- [EXCERPTED DATA]:
****************************************
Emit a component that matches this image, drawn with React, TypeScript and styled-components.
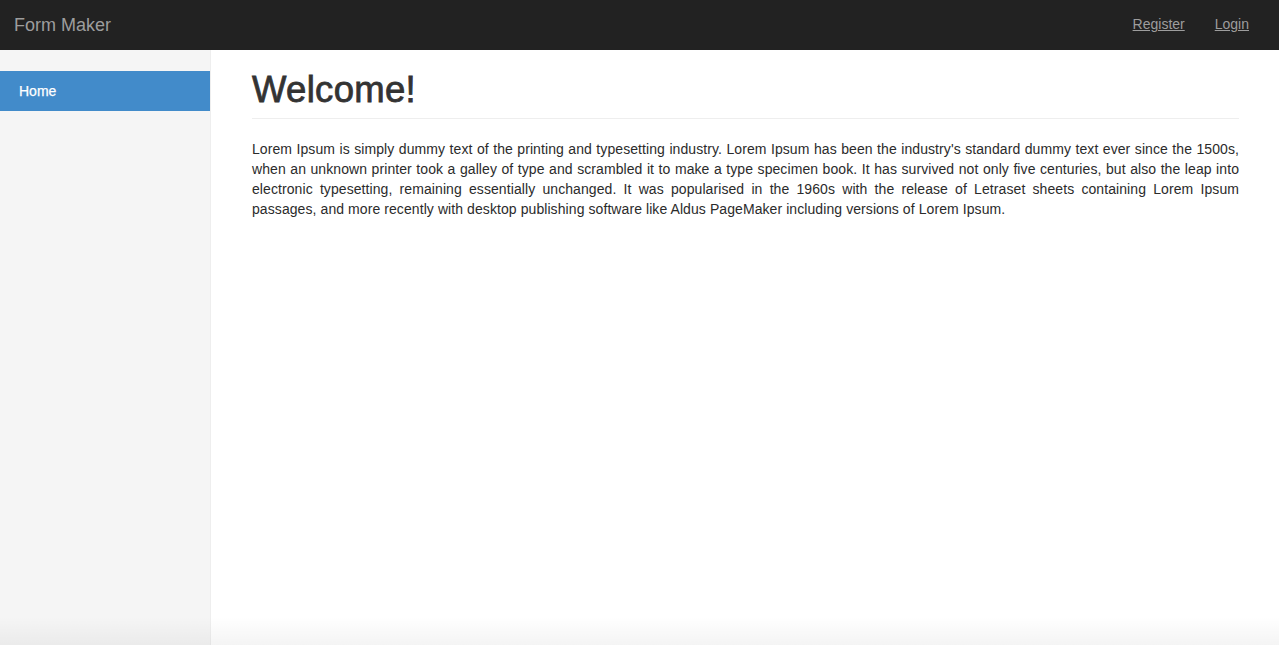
****************************************
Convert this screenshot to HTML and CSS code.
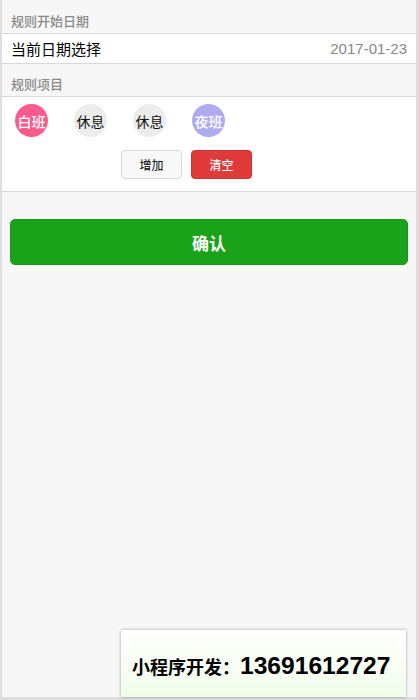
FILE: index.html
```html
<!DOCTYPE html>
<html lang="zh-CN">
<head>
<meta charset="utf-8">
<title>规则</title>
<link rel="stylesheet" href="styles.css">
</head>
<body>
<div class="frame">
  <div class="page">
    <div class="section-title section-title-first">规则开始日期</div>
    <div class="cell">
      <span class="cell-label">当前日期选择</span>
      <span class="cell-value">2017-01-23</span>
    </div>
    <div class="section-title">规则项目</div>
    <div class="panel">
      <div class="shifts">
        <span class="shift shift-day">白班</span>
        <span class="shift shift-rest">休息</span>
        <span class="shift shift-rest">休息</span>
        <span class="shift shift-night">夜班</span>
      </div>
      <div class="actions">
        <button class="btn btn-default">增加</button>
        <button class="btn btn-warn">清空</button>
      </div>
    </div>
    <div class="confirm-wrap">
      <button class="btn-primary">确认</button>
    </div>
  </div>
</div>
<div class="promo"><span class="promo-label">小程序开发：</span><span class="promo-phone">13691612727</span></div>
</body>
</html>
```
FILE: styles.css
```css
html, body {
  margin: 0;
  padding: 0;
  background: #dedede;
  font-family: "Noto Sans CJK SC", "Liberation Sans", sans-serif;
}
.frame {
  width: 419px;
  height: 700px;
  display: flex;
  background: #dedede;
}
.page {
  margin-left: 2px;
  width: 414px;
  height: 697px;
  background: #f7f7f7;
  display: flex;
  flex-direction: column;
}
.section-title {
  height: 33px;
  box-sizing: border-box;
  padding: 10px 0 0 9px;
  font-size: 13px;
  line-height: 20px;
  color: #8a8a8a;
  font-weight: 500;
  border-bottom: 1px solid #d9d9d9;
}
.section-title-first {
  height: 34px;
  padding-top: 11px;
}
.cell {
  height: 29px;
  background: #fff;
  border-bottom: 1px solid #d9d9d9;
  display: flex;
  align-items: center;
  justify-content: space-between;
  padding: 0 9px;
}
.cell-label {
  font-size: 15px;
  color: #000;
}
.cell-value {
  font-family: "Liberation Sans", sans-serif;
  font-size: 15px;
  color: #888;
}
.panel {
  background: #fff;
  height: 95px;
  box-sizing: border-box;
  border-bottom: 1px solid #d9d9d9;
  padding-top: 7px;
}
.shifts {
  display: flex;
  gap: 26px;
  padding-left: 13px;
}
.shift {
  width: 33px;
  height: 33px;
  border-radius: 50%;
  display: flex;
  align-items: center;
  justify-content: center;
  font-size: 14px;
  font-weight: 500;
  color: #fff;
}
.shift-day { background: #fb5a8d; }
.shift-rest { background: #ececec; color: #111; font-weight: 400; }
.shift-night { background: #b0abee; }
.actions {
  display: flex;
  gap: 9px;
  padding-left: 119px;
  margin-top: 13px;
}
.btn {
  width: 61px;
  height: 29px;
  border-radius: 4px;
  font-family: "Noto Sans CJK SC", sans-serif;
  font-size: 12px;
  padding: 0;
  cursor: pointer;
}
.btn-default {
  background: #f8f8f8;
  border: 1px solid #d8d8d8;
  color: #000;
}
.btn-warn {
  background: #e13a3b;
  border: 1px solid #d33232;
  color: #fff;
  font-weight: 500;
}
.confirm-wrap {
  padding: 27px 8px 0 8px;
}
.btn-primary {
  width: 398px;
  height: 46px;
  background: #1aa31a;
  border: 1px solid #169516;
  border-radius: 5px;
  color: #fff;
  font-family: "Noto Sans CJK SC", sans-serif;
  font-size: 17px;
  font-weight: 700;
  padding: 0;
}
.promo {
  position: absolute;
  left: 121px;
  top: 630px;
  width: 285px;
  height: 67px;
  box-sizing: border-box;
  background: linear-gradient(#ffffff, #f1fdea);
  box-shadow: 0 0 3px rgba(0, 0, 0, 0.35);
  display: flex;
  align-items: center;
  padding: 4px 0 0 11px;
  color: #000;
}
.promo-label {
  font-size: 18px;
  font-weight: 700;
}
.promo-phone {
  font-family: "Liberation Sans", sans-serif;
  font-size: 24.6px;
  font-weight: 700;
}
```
****************************************
- [TASK OBJECTIVE]: Copy every single line of the material above that holds "this".

- [WORKED ANSWER]:
Emit a component that matches this image, drawn with React, TypeScript and styled-components.
Convert this screenshot to HTML and CSS code.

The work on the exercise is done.